_Task to carry out:_
Extract the lines that hold the string "code".

_Records shown:_
>> START
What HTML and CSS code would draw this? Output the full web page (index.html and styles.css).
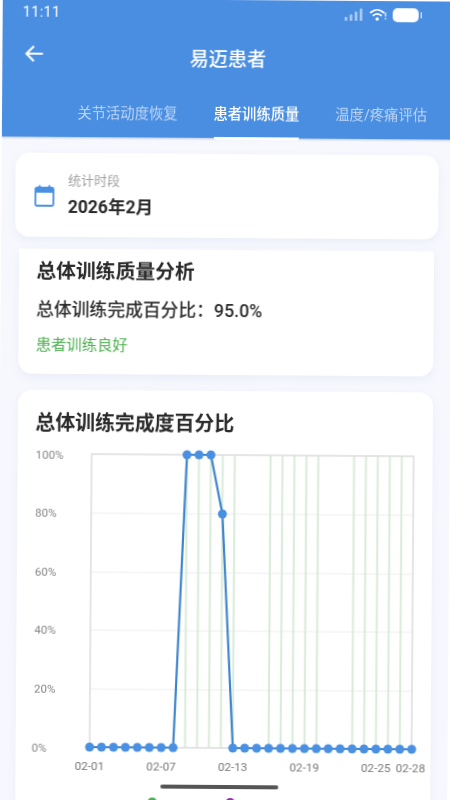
>> END
>> START
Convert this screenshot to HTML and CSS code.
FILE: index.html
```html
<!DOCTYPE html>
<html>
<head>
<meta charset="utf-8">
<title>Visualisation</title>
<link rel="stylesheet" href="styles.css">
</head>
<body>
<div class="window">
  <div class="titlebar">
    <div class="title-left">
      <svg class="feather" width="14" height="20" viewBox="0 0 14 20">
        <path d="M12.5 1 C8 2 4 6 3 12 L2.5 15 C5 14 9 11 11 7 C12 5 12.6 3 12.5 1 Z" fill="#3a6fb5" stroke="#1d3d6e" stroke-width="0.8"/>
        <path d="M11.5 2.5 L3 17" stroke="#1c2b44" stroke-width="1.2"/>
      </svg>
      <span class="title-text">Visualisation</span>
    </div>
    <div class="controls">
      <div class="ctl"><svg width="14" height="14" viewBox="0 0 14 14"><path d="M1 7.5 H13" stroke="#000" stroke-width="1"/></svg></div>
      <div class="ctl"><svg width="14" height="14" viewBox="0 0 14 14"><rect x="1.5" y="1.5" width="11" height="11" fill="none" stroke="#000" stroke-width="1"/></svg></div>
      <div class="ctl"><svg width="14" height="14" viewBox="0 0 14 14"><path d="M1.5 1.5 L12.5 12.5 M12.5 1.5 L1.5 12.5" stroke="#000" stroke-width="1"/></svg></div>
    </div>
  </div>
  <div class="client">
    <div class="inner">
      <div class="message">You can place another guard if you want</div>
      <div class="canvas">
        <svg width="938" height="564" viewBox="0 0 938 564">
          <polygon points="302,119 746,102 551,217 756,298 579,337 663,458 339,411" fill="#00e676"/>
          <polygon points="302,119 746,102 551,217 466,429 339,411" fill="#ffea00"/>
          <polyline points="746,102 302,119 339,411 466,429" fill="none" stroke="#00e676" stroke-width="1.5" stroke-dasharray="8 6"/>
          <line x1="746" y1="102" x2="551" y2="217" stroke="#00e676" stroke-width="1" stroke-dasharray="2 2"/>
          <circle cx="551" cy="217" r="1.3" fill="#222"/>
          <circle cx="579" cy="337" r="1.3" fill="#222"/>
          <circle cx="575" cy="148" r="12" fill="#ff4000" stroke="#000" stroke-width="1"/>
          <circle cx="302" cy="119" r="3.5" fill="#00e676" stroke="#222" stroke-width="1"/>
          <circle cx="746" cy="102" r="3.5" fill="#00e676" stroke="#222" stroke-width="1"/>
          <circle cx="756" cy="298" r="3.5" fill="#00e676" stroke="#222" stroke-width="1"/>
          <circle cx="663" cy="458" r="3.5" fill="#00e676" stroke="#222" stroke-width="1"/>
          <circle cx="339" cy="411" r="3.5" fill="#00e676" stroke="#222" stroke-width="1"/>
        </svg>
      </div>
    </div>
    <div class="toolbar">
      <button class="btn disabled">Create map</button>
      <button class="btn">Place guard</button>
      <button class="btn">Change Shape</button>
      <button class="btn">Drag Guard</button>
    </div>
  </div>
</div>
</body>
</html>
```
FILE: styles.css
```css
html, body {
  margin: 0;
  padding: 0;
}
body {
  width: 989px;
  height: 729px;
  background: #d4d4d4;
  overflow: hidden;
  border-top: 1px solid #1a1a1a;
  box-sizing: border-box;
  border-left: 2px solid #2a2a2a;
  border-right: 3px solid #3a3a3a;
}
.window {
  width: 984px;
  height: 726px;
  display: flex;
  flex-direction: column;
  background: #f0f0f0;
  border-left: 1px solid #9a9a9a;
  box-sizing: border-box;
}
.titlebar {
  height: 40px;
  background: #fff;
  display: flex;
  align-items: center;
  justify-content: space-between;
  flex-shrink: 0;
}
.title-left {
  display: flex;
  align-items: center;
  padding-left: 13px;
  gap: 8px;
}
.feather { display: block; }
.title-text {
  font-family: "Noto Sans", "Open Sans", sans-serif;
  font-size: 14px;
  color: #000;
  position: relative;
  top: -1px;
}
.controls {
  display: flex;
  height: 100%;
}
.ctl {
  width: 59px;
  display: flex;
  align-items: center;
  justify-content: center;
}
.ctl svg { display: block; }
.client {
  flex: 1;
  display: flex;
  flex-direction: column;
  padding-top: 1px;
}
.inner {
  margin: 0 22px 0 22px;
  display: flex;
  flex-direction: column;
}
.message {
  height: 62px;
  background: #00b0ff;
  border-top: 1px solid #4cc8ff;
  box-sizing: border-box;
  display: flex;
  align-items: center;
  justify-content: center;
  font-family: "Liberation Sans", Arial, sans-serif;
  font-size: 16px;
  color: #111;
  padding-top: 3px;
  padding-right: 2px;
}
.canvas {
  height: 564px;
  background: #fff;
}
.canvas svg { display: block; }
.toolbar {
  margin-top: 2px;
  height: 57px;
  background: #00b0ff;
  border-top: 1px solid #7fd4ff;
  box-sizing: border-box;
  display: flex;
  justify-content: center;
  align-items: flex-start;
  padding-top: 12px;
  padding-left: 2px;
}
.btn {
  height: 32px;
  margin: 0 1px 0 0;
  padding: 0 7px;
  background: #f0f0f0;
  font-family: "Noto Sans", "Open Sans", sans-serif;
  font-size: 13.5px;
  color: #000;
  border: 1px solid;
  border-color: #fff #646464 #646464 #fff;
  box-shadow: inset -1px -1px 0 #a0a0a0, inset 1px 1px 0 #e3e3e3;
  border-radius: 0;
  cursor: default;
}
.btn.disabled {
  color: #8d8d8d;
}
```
>> END
_Correct answer:_
What HTML and CSS code would draw this? Output the full web page (index.html and styles.css).
Convert this screenshot to HTML and CSS code.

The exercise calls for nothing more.